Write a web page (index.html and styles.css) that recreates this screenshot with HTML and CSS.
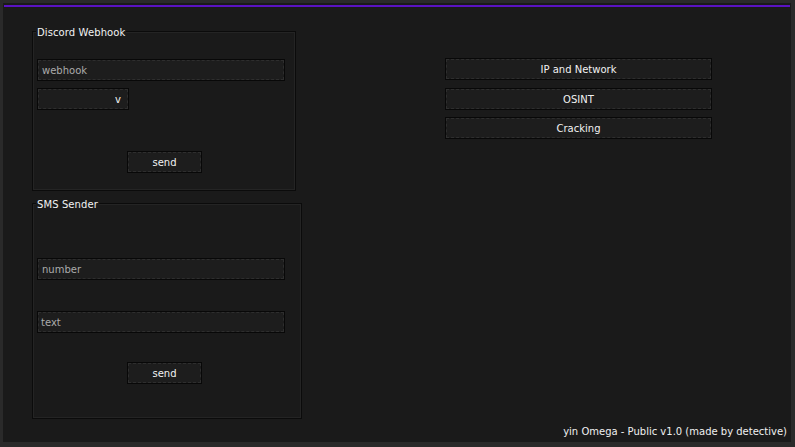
FILE: index.html
```html
<!DOCTYPE html>
<html>
<head>
<meta charset="utf-8">
<link rel="stylesheet" href="styles.css">
</head>
<body>
<div class="window">
  <div class="bar"></div>
  <div class="main">
    <div class="left">
      <div class="group g1">
        <span class="title">Discord Webhook</span>
        <div class="field f-webhook">webhook</div>
        <div class="select">v</div>
        <div class="btn send s1">send</div>
      </div>
      <div class="group g2">
        <span class="title">SMS Sender</span>
        <div class="field f-number">number</div>
        <div class="field f-text">text</div>
        <div class="btn send s2">send</div>
      </div>
    </div>
    <div class="right">
      <div class="btn wide">IP and Network</div>
      <div class="btn wide w2">OSINT</div>
      <div class="btn wide w3">Cracking</div>
    </div>
  </div>
  <div class="footer">yin Omega - Public v1.0 (made by detective)</div>
</div>
</body>
</html>
```

FILE: styles.css
```css
html, body {
  margin: 0;
  padding: 0;
}
body {
  background: #2a2a2a;
  width: 795px;
  height: 447px;
  overflow: hidden;
  font-family: "DejaVu Sans", "Liberation Sans", sans-serif;
  font-size: 10px;
  color: #ececec;
}
.window {
  margin: 3px 0 0 3px;
  width: 788px;
  height: 439px;
  background: #1a1a1a;
  box-sizing: border-box;
  padding: 2px 0 0 1px;
  display: flex;
  flex-direction: column;
}
.bar {
  height: 2px;
  background: #5a12c2;
  margin-right: 1px;
}
.main {
  display: flex;
  flex-direction: row;
  align-items: flex-start;
  padding: 24px 0 0 28px;
}
.left {
  display: flex;
  flex-direction: column;
  align-items: flex-start;
  gap: 12px;
}
.group {
  box-sizing: border-box;
  border: 1px solid #0b0b0b;
  box-shadow: inset 1px 1px 0 #242424, inset -1px -1px 0 #242424;
  display: flex;
  flex-direction: column;
  align-items: flex-start;
  padding-left: 4px;
}
.g1 { width: 264px; height: 160px; }
.g2 { width: 270px; height: 216px; }
.title {
  display: block;
  background: #1a1a1a;
  line-height: 12px;
  height: 12px;
  margin: -5px 0 -1px -1px;
  padding: 0 1px;
  color: #f2f2f2;
  letter-spacing: 0.1px;
}
.field, .select, .btn {
  box-sizing: border-box;
  height: 22px;
  line-height: 20px;
  padding-top: 1px;
  border: 1px solid #080808;
  outline: 1px dashed #2e2e2e;
  outline-offset: -2px;
  background: #1d1d1d;
}
.field {
  width: 248px;
  padding-left: 4px;
  color: #ababab;
}
.f-webhook { margin-top: 21px; }
.f-number { margin-top: 48px; }
.f-text { margin-top: 31px; padding-left: 3px; }
.select {
  width: 92px;
  margin-top: 7px;
  text-align: right;
  padding-right: 7px;
  color: #f0f0f0;
}
.btn {
  text-align: center;
  color: #f2f2f2;
}
.send {
  width: 75px;
  margin-left: 90px;
}
.s1 { margin-top: 41px; }
.s2 { margin-top: 29px; }
.right {
  display: flex;
  flex-direction: column;
  margin: 27px 0 0 143px;
}
.wide { width: 267px; }
.w2 { margin-top: 8px; }
.w3 { margin-top: 7px; }
.footer {
  margin-top: auto;
  line-height: 12px;
  padding: 0 4px 4px 0;
  text-align: right;
  color: #f0f0f0;
}
```
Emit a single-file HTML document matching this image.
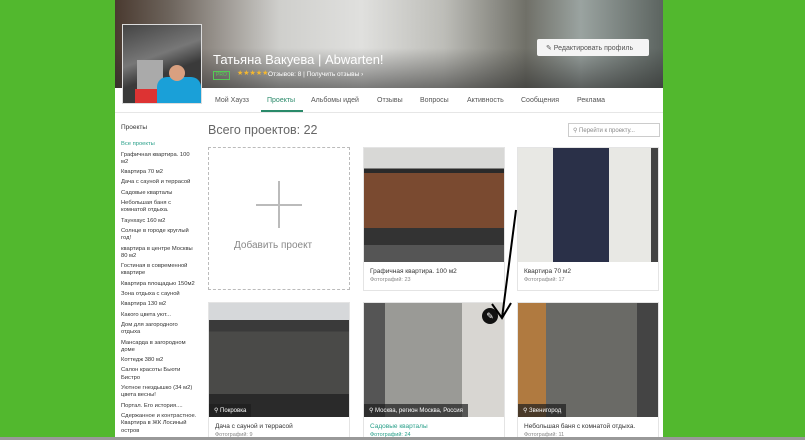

STATED GOAL: Each entry must be retyped word for word, with every image omitted.

RESPONSE BELOW:
Write a web page (index.html and styles.css) that recreates this screenshot with HTML and CSS.
FILE: index.html
```html
<!DOCTYPE html>
<html>
<head>
<meta charset="utf-8">
<link rel="stylesheet" href="styles.css">
</head>
<body>
<div class="window">
  <div class="bar"></div>
  <div class="main">
    <div class="left">
      <div class="group g1">
        <span class="title">Discord Webhook</span>
        <div class="field f-webhook">webhook</div>
        <div class="select">v</div>
        <div class="btn send s1">send</div>
      </div>
      <div class="group g2">
        <span class="title">SMS Sender</span>
        <div class="field f-number">number</div>
        <div class="field f-text">text</div>
        <div class="btn send s2">send</div>
      </div>
    </div>
    <div class="right">
      <div class="btn wide">IP and Network</div>
      <div class="btn wide w2">OSINT</div>
      <div class="btn wide w3">Cracking</div>
    </div>
  </div>
  <div class="footer">yin Omega - Public v1.0 (made by detective)</div>
</div>
</body>
</html>
```

FILE: styles.css
```css
html, body {
  margin: 0;
  padding: 0;
}
body {
  background: #2a2a2a;
  width: 795px;
  height: 447px;
  overflow: hidden;
  font-family: "DejaVu Sans", "Liberation Sans", sans-serif;
  font-size: 10px;
  color: #ececec;
}
.window {
  margin: 3px 0 0 3px;
  width: 788px;
  height: 439px;
  background: #1a1a1a;
  box-sizing: border-box;
  padding: 2px 0 0 1px;
  display: flex;
  flex-direction: column;
}
.bar {
  height: 2px;
  background: #5a12c2;
  margin-right: 1px;
}
.main {
  display: flex;
  flex-direction: row;
  align-items: flex-start;
  padding: 24px 0 0 28px;
}
.left {
  display: flex;
  flex-direction: column;
  align-items: flex-start;
  gap: 12px;
}
.group {
  box-sizing: border-box;
  border: 1px solid #0b0b0b;
  box-shadow: inset 1px 1px 0 #242424, inset -1px -1px 0 #242424;
  display: flex;
  flex-direction: column;
  align-items: flex-start;
  padding-left: 4px;
}
.g1 { width: 264px; height: 160px; }
.g2 { width: 270px; height: 216px; }
.title {
  display: block;
  background: #1a1a1a;
  line-height: 12px;
  height: 12px;
  margin: -5px 0 -1px -1px;
  padding: 0 1px;
  color: #f2f2f2;
  letter-spacing: 0.1px;
}
.field, .select, .btn {
  box-sizing: border-box;
  height: 22px;
  line-height: 20px;
  padding-top: 1px;
  border: 1px solid #080808;
  outline: 1px dashed #2e2e2e;
  outline-offset: -2px;
  background: #1d1d1d;
}
.field {
  width: 248px;
  padding-left: 4px;
  color: #ababab;
}
.f-webhook { margin-top: 21px; }
.f-number { margin-top: 48px; }
.f-text { margin-top: 31px; padding-left: 3px; }
.select {
  width: 92px;
  margin-top: 7px;
  text-align: right;
  padding-right: 7px;
  color: #f0f0f0;
}
.btn {
  text-align: center;
  color: #f2f2f2;
}
.send {
  width: 75px;
  margin-left: 90px;
}
.s1 { margin-top: 41px; }
.s2 { margin-top: 29px; }
.right {
  display: flex;
  flex-direction: column;
  margin: 27px 0 0 143px;
}
.wide { width: 267px; }
.w2 { margin-top: 8px; }
.w3 { margin-top: 7px; }
.footer {
  margin-top: auto;
  line-height: 12px;
  padding: 0 4px 4px 0;
  text-align: right;
  color: #f0f0f0;
}
```
Emit a single-file HTML document matching this image.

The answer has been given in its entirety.